June 14, 2020
Blogs, Iowa

Would you want a wind turbine in your backyard?

By Sherry Listgarten | Palo Alto Online | Jun 14, 2020 | www.paloaltoonline.com

After I posted about the use of eminent domain for power lines and pipelines, a woman who has been dealing with these issues for years reached out to me. Janna Swanson and her husband Paul own a farm in northern Iowa, where they are raising two kids. For several years they fought a long-distance high-voltage transmission line that would go through their farm, with 200-foot towers and a 150-foot easement, carrying wind power out to neighboring states. Iowa eventually ruled that these lines need to go underground and that project was shelved.

Now she and many others in rural Iowa are concerned about the proliferation of wind turbines. It’s a tough fight because there is a strong bipartisan push for wind in Iowa. It brings in money and jobs to a rural area that is shedding both. It provides clean energy. And wind power benefits from significant federal incentives. On the other side stand some rural farmers who have little time, little money, and little clout. But they keep at it. Would you want a wind turbine in your backyard?

Swanson talks about noise (“like an airplane that never lands”), including low-frequency sound that you can feel rather than hear. Residents of Madison County talk about headaches, nausea, and interrupted sleep. Swanson describes shadow flicker, when the sun shining through rotating blades causes light to flicker on and off over your house. At night, red lights atop the turbines flash in the dark sky. Property values have been hurt. There are functional impacts as well. It takes longer and becomes costlier (and more dangerous) to spray fields, as the pilots have to dodge wind turbines to get access. And heavy machinery going to and from the turbines can dislodge or crack the perforated drainage pipes lying under the soil.
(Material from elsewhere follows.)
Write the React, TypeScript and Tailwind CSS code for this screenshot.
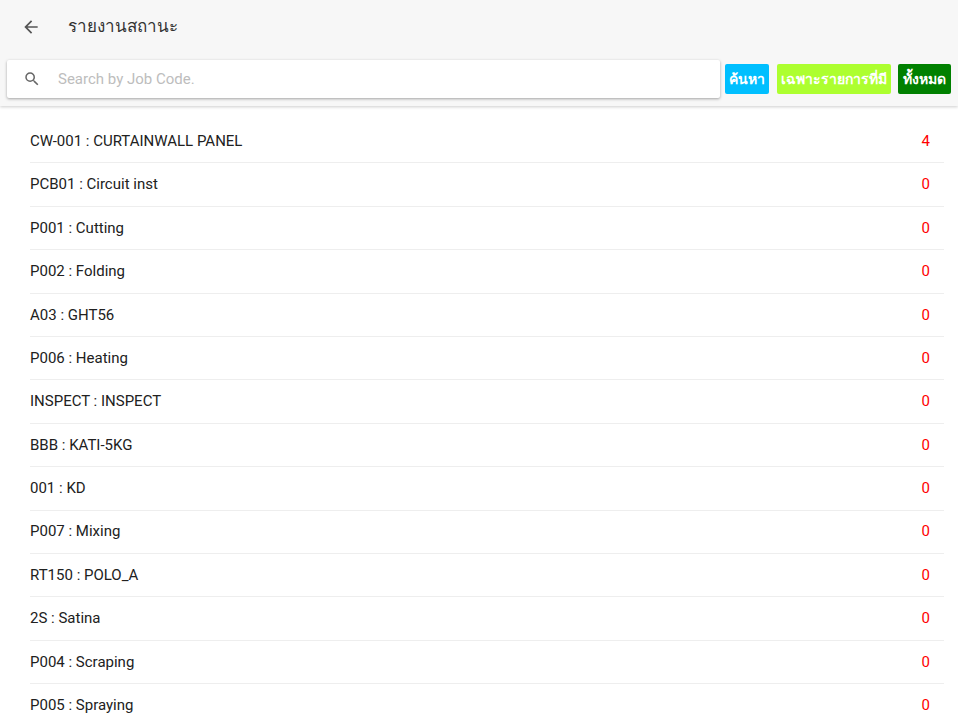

Yet even when residents object and crowd their local forums to speak up, the county may still approve the installations because the political pressure and economic incentives are so big. The residents have learned that they need to elect anti-wind county supervisors, and are pushing ahead with that. Madison County recently won a moratorium on wind development until a better agreement is reached with the utility companies.

Turbines are often sited on plots that have out-of-town owners, for example city-dwelling children who inherited property from farming parents. A turbine might pay $10,000/year and use up 1/10 of an acre of land, so it’s a pretty good deal for these property owners. But the neighbors aren’t always so sanguine. Even the utility companies acknowledge the effects wind turbines may have on neighbors. A waiver spells them out, and neighbors can sign one in exchange for (say) $10,000. You can find an example here. One sticking point is around setbacks. Neighbors want no turbines within a half-mile or even a mile of homes, while utilities want more flexibility so they can install more turbines.
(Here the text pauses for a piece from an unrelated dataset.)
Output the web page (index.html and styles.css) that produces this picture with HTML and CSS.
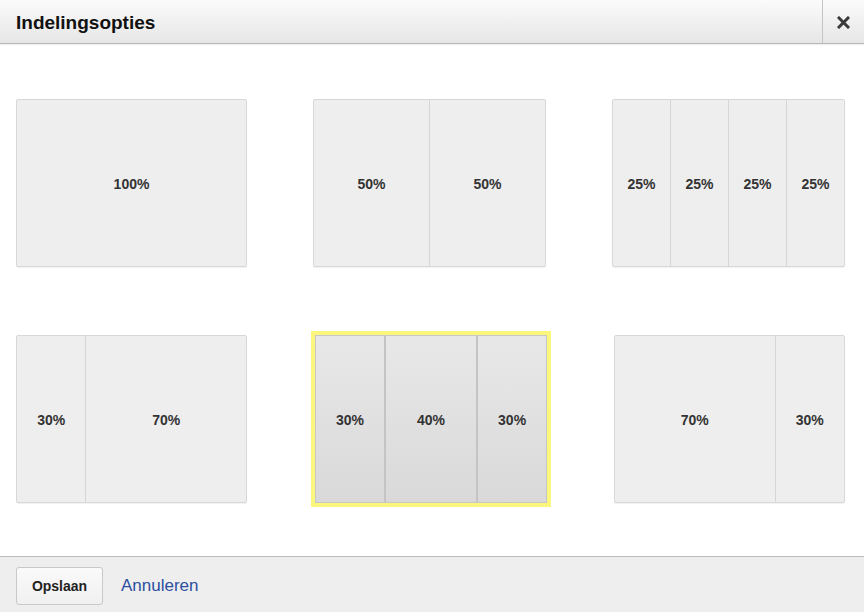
FILE: index.html
```html
<!DOCTYPE html>
<html lang="nl">
<head>
    <meta charset="UTF-8">
    <meta name="viewport" content="width=device-width, initial-scale=1.0">
    <title>Indelingsopties</title>
    <link rel="stylesheet" href="styles.css">
</head>
<body>
    <div class="dialog">
        <div class="header">
            <h2 class="title">Indelingsopties</h2>
            <div class="close">
                <svg width="13" height="13" viewBox="0 0 13 13">
                    <path d="M2 2 L11 11 M11 2 L2 11" stroke="#3a3a3a" stroke-width="3" stroke-linecap="square"/>
                </svg>
            </div>
        </div>

        <!-- Layout choices -->
        <div class="options">
            <div class="layout">
                <div class="col">100%</div>
            </div>
            <div class="layout">
                <div class="col">50%</div>
                <div class="col">50%</div>
            </div>
            <div class="layout">
                <div class="col">25%</div>
                <div class="col">25%</div>
                <div class="col">25%</div>
                <div class="col">25%</div>
            </div>
            <div class="layout">
                <div class="col" style="flex: 3;">30%</div>
                <div class="col" style="flex: 7;">70%</div>
            </div>
            <div class="layout selected">
                <div class="col" style="flex: 3;">30%</div>
                <div class="col" style="flex: 4;">40%</div>
                <div class="col" style="flex: 3;">30%</div>
            </div>
            <div class="layout shifted">
                <div class="col" style="flex: 7;">70%</div>
                <div class="col" style="flex: 3;">30%</div>
            </div>
        </div>

        <div class="footer">
            <button class="save">Opslaan</button>
            <a class="cancel" href="#">Annuleren</a>
        </div>
    </div>
</body>
</html>
```

FILE: styles.css
```css
body {
    margin: 0;
    font-family: "Liberation Sans", Arial, sans-serif;
    background: white;
}
.dialog {
    width: 864px;
    height: 612px;
    display: flex;
    flex-direction: column;
}
.header {
    height: 43px;
    display: flex;
    align-items: stretch;
    background: linear-gradient(#fbfbfb, #e6e6e6);
    border-bottom: 1px solid #b8b8b8;
    box-shadow: 0 1px 1px rgba(0, 0, 0, 0.06);
}
.title {
    flex: 1;
    margin: 0;
    padding-left: 16px;
    font-size: 19px;
    line-height: 45px;
    color: #111;
}
.close {
    width: 41px;
    border-left: 1px solid #c4c4c4;
    display: flex;
    align-items: center;
    justify-content: center;
    padding-top: 1px;
}
.options {
    flex: 1;
    display: grid;
    grid-template-columns: 231px 233px 233px;
    grid-auto-rows: 168px;
    column-gap: 66px;
    row-gap: 68px;
    padding: 55px 0 0 16px;
}
.layout {
    display: flex;
    background: #eee;
    border: 1px solid #d8d8d8;
    border-radius: 2px;
    box-shadow: 0 1px 1px rgba(0, 0, 0, 0.06);
}
.col {
    flex: 1;
    display: flex;
    align-items: center;
    justify-content: center;
    padding-top: 1px;
    font-size: 14px;
    font-weight: bold;
    color: #333;
}
.col + .col {
    border-left: 1px solid #d6d6d6;
}
.selected {
    margin-left: 2px;
    margin-right: -1px;
    background: linear-gradient(#e8e8e8, #d9d9d9);
    border-color: #c6c6c6;
    border-radius: 0;
    outline: 4px solid #fbf67c;
}
.selected .col + .col {
    border-left: 2px solid #c4c4c4;
}
.shifted {
    margin-left: 2px;
}
.footer {
    height: 55px;
    display: flex;
    align-items: center;
    gap: 18px;
    padding-left: 16px;
    background: #eee;
    border-top: 1px solid #bdbdbd;
}
.save {
    width: 87px;
    height: 38px;
    margin-top: 3px;
    background: linear-gradient(#fafafa, #f0f0f0);
    border: 1px solid #c8c8c8;
    border-radius: 3px;
    font-family: inherit;
    font-size: 14px;
    font-weight: bold;
    color: #222;
}
.cancel {
    padding-top: 2px;
    font-size: 17px;
    color: #2b50a0;
    text-decoration: none;
}
```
I can only imagine how residents in this area would respond if our utilities opted to install wind turbines near our homes, so I thought readers would be interested in the situation and empathize with the conflict between green energy aspirations and the on-the-ground impacts of some of the solutions. As the CEO of one of the Iowa utilities says: “There’s no perfect way to make electricity.”
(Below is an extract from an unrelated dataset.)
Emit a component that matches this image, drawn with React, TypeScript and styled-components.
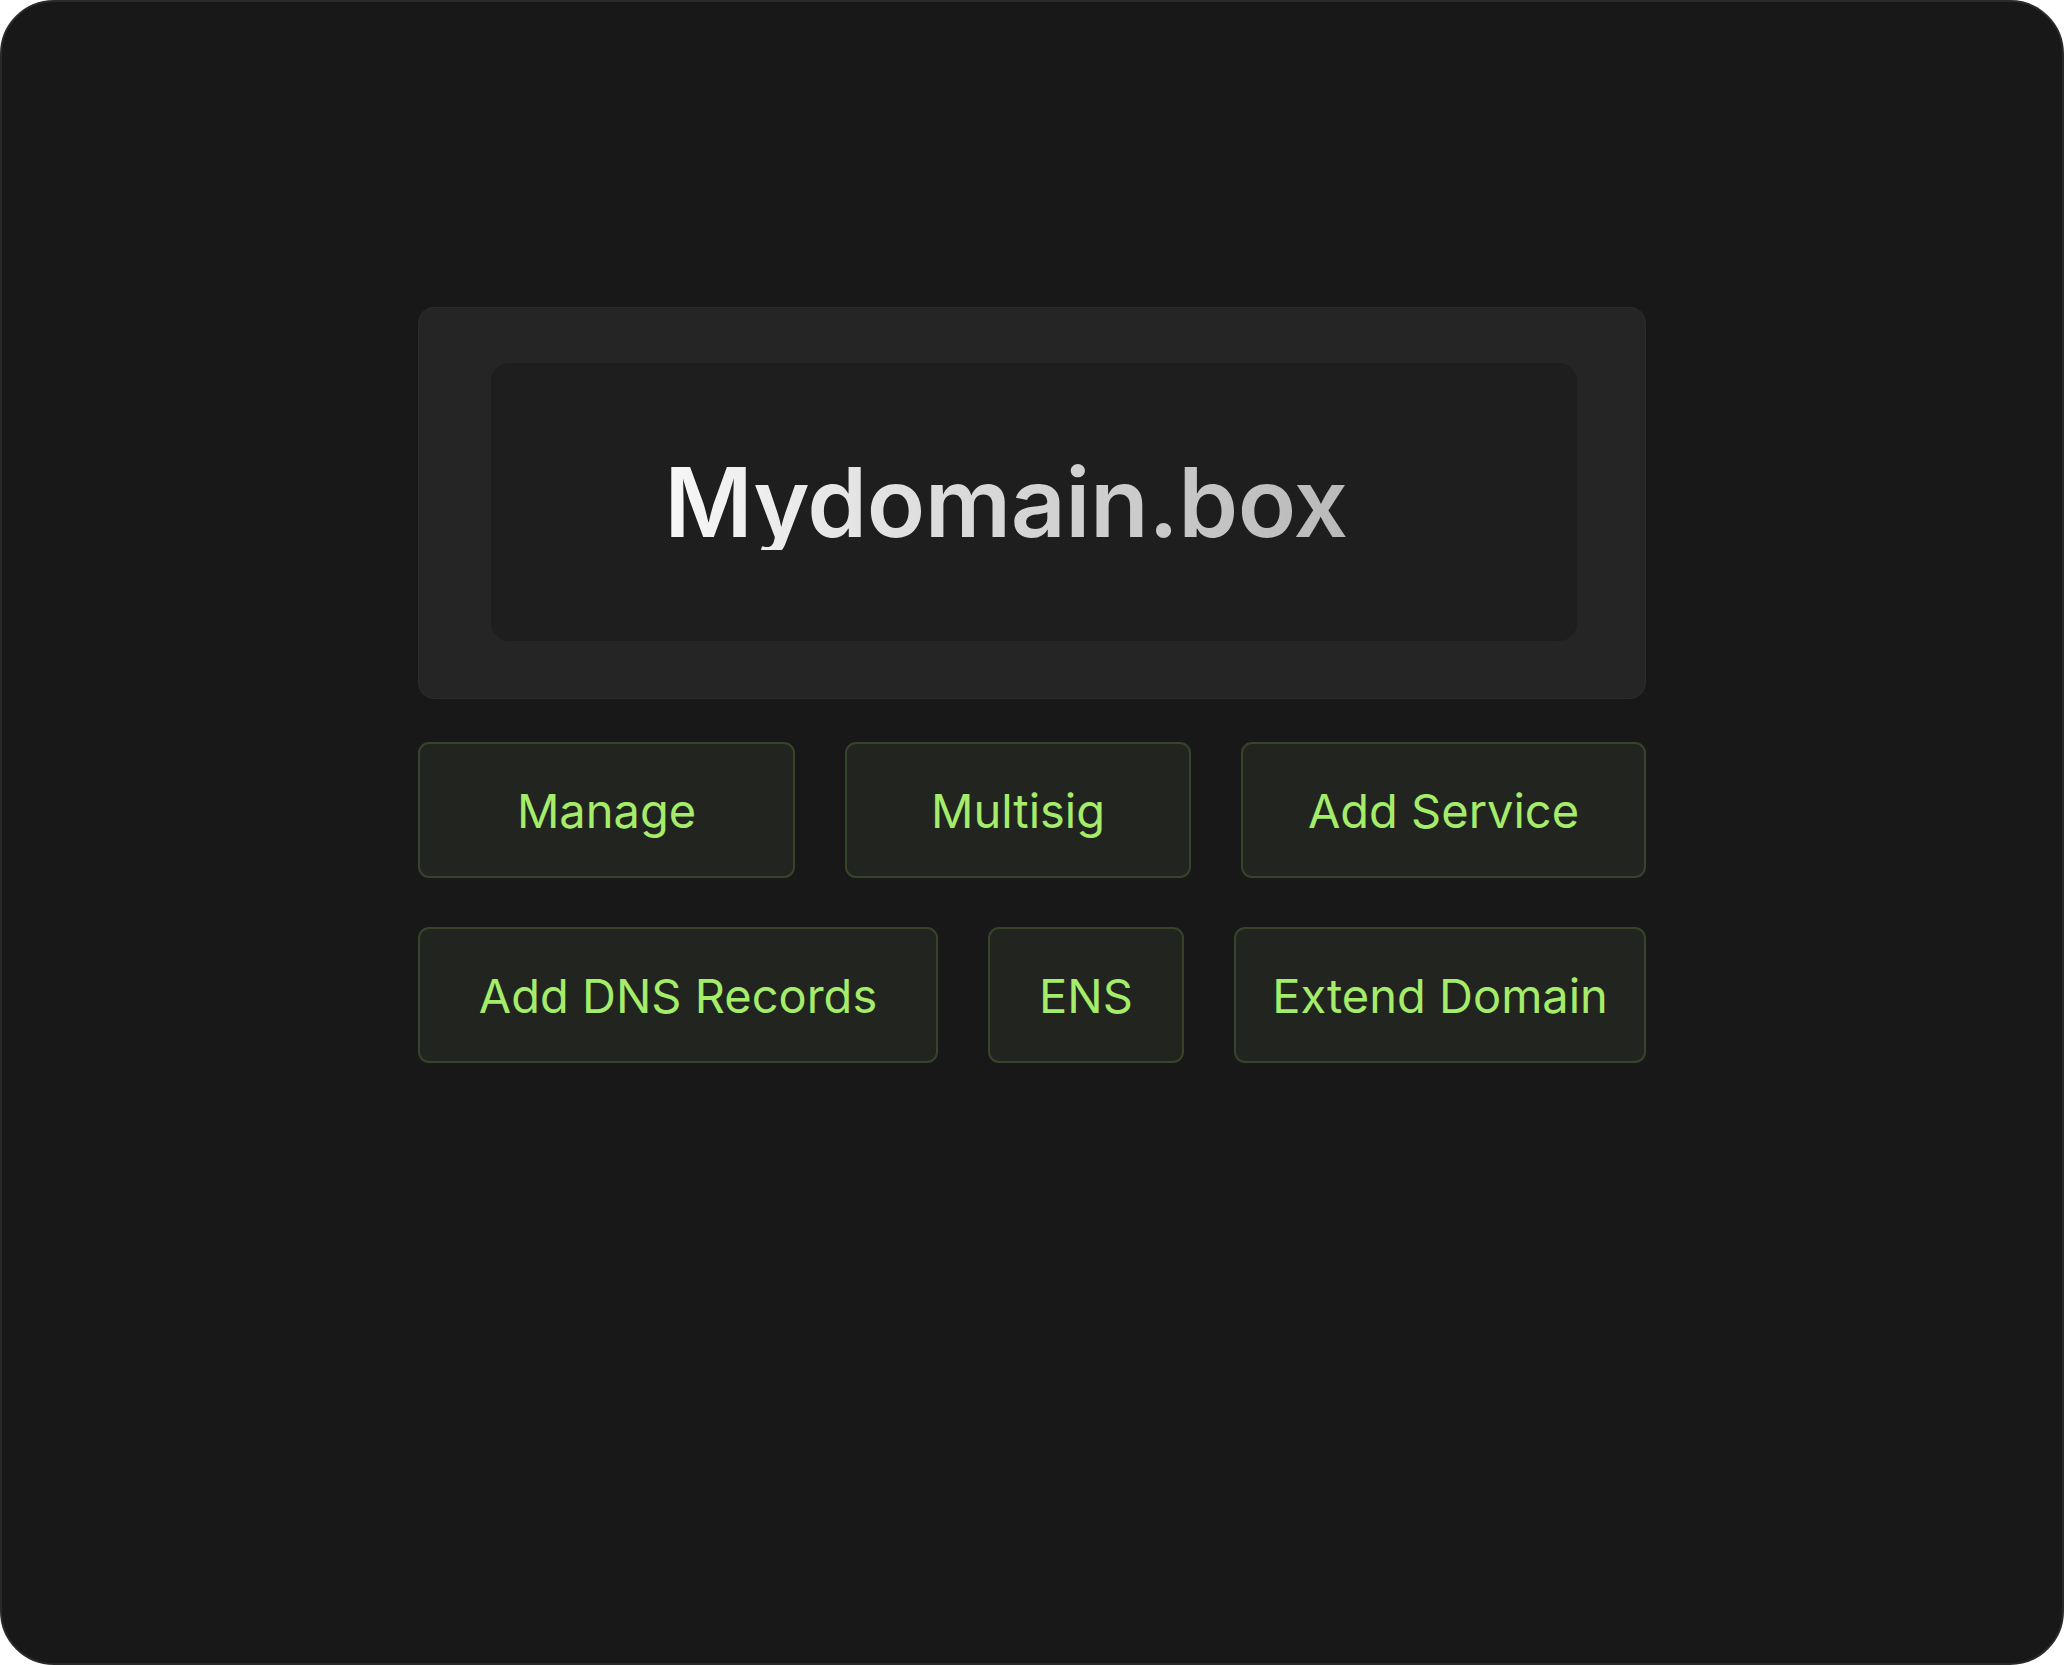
import React from "react";
import styled, { createGlobalStyle } from "styled-components";

const Global = createGlobalStyle`
  html, body { margin: 0; padding: 0; background: #ffffff; }
  body { font-family: Inter, "Noto Sans", sans-serif; }
  * { box-sizing: border-box; }
`;

const Frame = styled.div`
  width: 2064px;
  height: 1665px;
  background: #181818;
  border: 2px solid #2a2a2a;
  border-radius: 54px;
  display: flex;
  justify-content: center;
  padding-top: 305px;
`;

const Column = styled.div`
  width: 1228px;
  display: flex;
  flex-direction: column;
`;

const Panel = styled.div`
  height: 392px;
  background: #252525;
  border: 1px solid #2b2b2b;
  border-radius: 16px;
  padding: 55px 68px 57px 72px;
  display: flex;
`;

const NameBox = styled.div`
  flex: 1;
  background: #1e1e1e;
  border-radius: 18px;
  display: flex;
  align-items: center;
  justify-content: center;
  padding-right: 56px;
`;

const Title = styled.h1`
  margin: 0;
  font-family: Inter, "Noto Sans", sans-serif;
  font-weight: 600;
  font-size: 96px;
  line-height: 1;
  letter-spacing: -0.5px;
  background: linear-gradient(90deg, #f7f7f7 0%, #d9d9d9 45%, #b9b9b9 100%);
  -webkit-background-clip: text;
  background-clip: text;
  color: transparent;
`;

const Row = styled.div<{ $cols: string; $top: number }>`
  display: grid;
  grid-template-columns: ${(p) => p.$cols};
  column-gap: 50px;
  margin-top: ${(p) => p.$top}px;
`;

const ActionButton = styled.button`
  height: 136px;
  background: #22251f;
  border: 2px solid #37442a;
  border-radius: 11px;
  color: #a5ec6b;
  font-family: Inter, "Noto Sans", sans-serif;
  font-weight: 400;
  font-size: 47px;
  display: flex;
  align-items: center;
  justify-content: center;
  padding: 0;
  cursor: pointer;
`;

const rows = [
  { cols: "377fr 346fr 405fr", top: 43, items: ["Manage", "Multisig", "Add Service"] },
  { cols: "520fr 196fr 412fr", top: 49, items: ["Add DNS Records", "ENS", "Extend Domain"] },
];

export default function App() {
  return (
    <>
      <Global />
      <Frame>
        <Column>
          <Panel>
            <NameBox>
              <Title>Mydomain.box</Title>
            </NameBox>
          </Panel>
          {rows.map((r, i) => (
            <Row key={i} $cols={r.cols} $top={r.top}>
              {r.items.map((t) => (
                <ActionButton key={t}>{t}</ActionButton>
              ))}
            </Row>
          ))}
        </Column>
      </Frame>
    </>
  );
}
Swanson does believe the climate is changing. When it comes to zero-carbon energy, she has some preference for nuclear over wind and solar since it takes up much less space and runs reliably. But after all these years of fighting “clean energy”, she isn’t sure that we should be focusing so much on saving the Earth. She doesn’t think the changing climate is caused by or can be fixed by us. She refers to the recent film Planet of the Humans and suggests that our fight is doing more harm than good. More specifically, she believes that it’s wrong to love the environment more than people, and cites a passage from the Bible, Roman 1:25: “They exchanged the truth about God for a lie, and worshiped and served created things rather than the Creator.” Over the past year she has “come back to God”, and is focused on strengthening that relationship. “The world is more of a spiritual thing than a physical thing,” she surmises, wishing that people would stop trying to save the Earth and instead turn toward God. “If anyone believes that the climate is damaged yet doesn’t turn to its Creator, they are leaving out the most obvious, most powerful solution. God takes care of things. I don’t even worry anymore. I don’t even fight wind as much as I used to.”

I really appreciated hearing Swanson’s perspective. She is passionate about her neighborhood, she is a fighter, and she has struggled for years to figure out the best options. Our country is a large and diverse place, and we are undertaking a massive overhaul of many sectors of our economy and our lives. The policy challenges we face are significant. The land-use challenges we face are significant. And the cultural challenges we face are significant. I thought this window into one small slice of the green energy transformation can help us to better understand that.

Notes and References
1. The DesMoines register had an overview of some of the contention a few years ago.

2. The Coalition for Rural Property Rights and National Wind Watch are two organizations that are pushing back against industrial wind in Iowa.